En Ruanda existía una pequeña misión de la ONU que se vio inmediatamente desbordada por los acontecimientos y algunos de cuyos miembros (al menos una decena de belgas) perdieron la vida en aquella explosión de locura colectiva. ¿No se pudo poner freno a la masacre a lo largo de los cien días que duró? Por supuesto que sí.
En lugar de ello se cortocircuitó la información, convirtiendo la terrible realidad de lo que estaba sucediendo en oficialmente inexistente. Los motivos de tal actitud, que tiene como protagonista máximo a Estados Unidos y a la que no son ajenos países ex colonizadores (explotadores en realidad) como Bélgica y Francia, no es otra que el más cínico y egoista de los cálculos.
Ruanda, al contrario de muchos de sus vecinos, carece de recursos minerales o energéticos que Occidente pueda considerar de especial interés. Como consecuencia, tampoco tenía una colonia extranjera relevante. Por ello Estados Unidos y sus cómplices optaron por envolver los hechos en una conspiración de silencio e inhibición mediante la cual pretendían salvar su responsabilidad ante la opinión pública mundial, en la que el empleo ineludible del término genocidio habría motivado una demanda urgente de actuación.
También en el caso del sanguinario régimen de Pol Pot Estados Unidos había tenido información detallada de lo que estaba sucediendo, pero se lavó las manos. Pese a su comunismo visceral y alucinado, el líder camboyano era en aquellos momentos un aliado táctico del gran "boss" en el sudeste asiático.
Cuando se desarrolla el genocidio de Ruanda ya hacía tres años que Bush senior había enunciado su grandilocuente doctrina del "nuevo orden mundial": algunas palabras idealistas, como democracia o derechos humanos, junto a otras mucho menos eufemísticas, como libre mercado o liderazgo mundial de los Estados Unidos. Ya hace diez años tuvimos oportunidad de comprobar, mediante el trágico ejemplo ruandés, qué parte de la nueva filosofía política es la que realmente importa y mueve a Estados Unidos.
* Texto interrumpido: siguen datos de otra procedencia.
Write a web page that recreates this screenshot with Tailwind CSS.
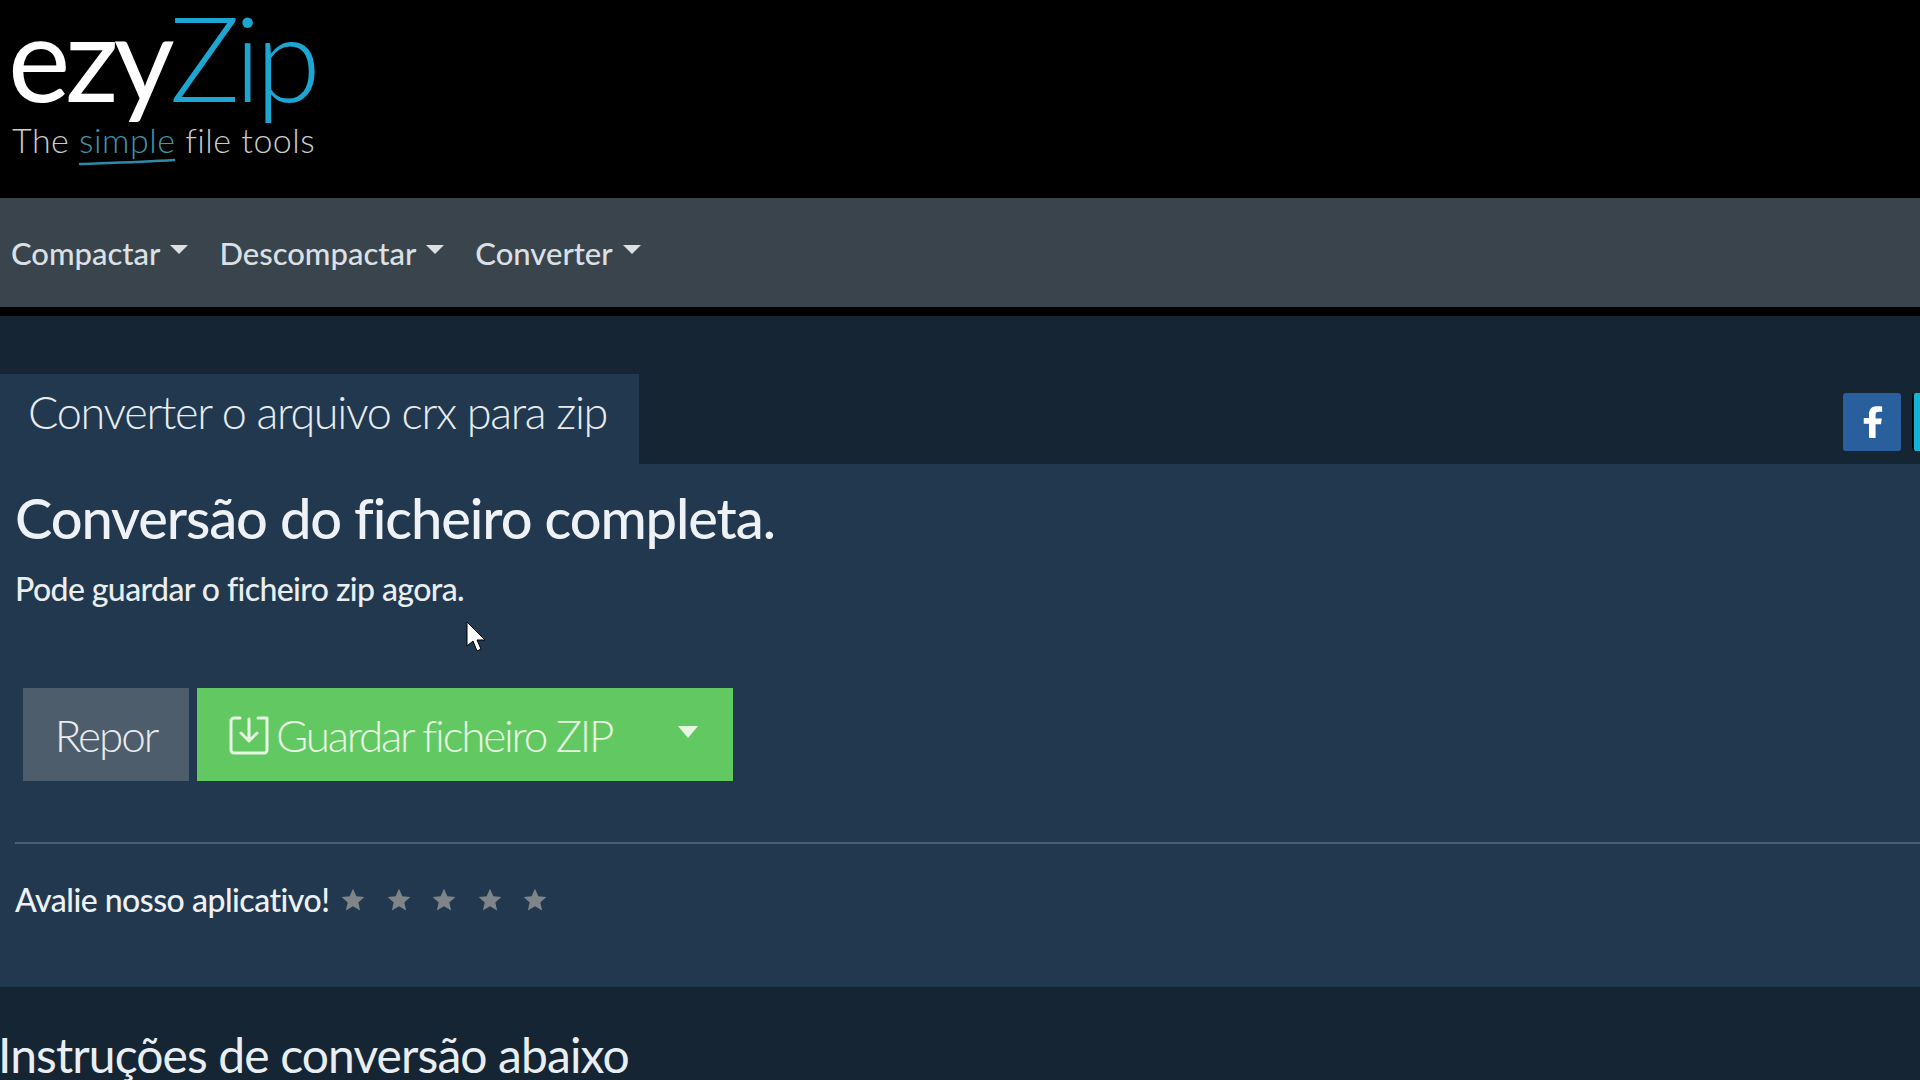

Hoy, a través de la guerra de Irak, basada en la intoxicación de la opinión pública internacional, hemos llegado a la evidencia máxima e incontestable de que bajo el barniz de las grandes promesas y de las gigantescas mentiras maquilladas no existe otra filosofía que la del abuso y el expolio.
Nuestro país sufre ahora mismo las trágicas consecuencias de que un líder tan oportunista como miope nos haya sumado a la flota corsaria que decidió hace tiempo sentar sus bases sobre el petróleo del Golfo Pérsico y defender más allá del límite de lo canalla, por acción u omisión, los abusos de Israel. Olvidó el "ilustre" profesor de la no menos "ilustre" universidad de Georgetown (literalmente "Ciudad de George" ¿Bush?) no sólo sus acendrados valores cristianos sino la obviedad de que, por situación geográfica, por importancia estratégica, por historia y por población (inmigrante), España podía convertirse en el ojo europeo del huracán.
Ahora le toca al PSOE lidiar con las presiones para que las tropas españolas no se retiren de Irak, precisamente cuando la situación allí alcanza el punto más grave desde la invasión. Propone el futuro Gobierno aumentar la presencia militar en Afganistán en compensación, mientras Powell deja claro que, con intervención de la ONU o sin ella, la dirección militar en Irak seguirá a cargo de EE UU.
La opción debería estar clara para España, pero no creo que lo esté para el Gobierno que va a regir sus destinos durante los próximos cuatro años. No se trata de pastelear ni de pactar compromisos ambiguos que contenten temporalmente a la opinión pública española. De lo que se trata es de rectificar una política exterior que ha alterado su lógica dirección inicial hacia el ejercicio de la supuesta vocación europea de España y nos ha convertido, so pretexto de irreales misiones humanitarias, en un estado mercenario del horror.
La imagen de las tropas españolas disparando en Diwaniya contra manifestantes chiíes es más de lo que la ciudadanía puede y debe tolerar. Ni irak ni Afganistán son nuestras guerras, ni en ellas se lucha contra el terrorismo, aunque se le provoca con torpe eficacia.
Que Estados Unidos gestione sus propias aventuras depredadoras y sufra en exclusiva las consecuencias de su ambición y de sus errores de análisis. No contribuyamos al horror ni a las cínicas falacias de quien, fingiendo combatirlo, lo multiplica.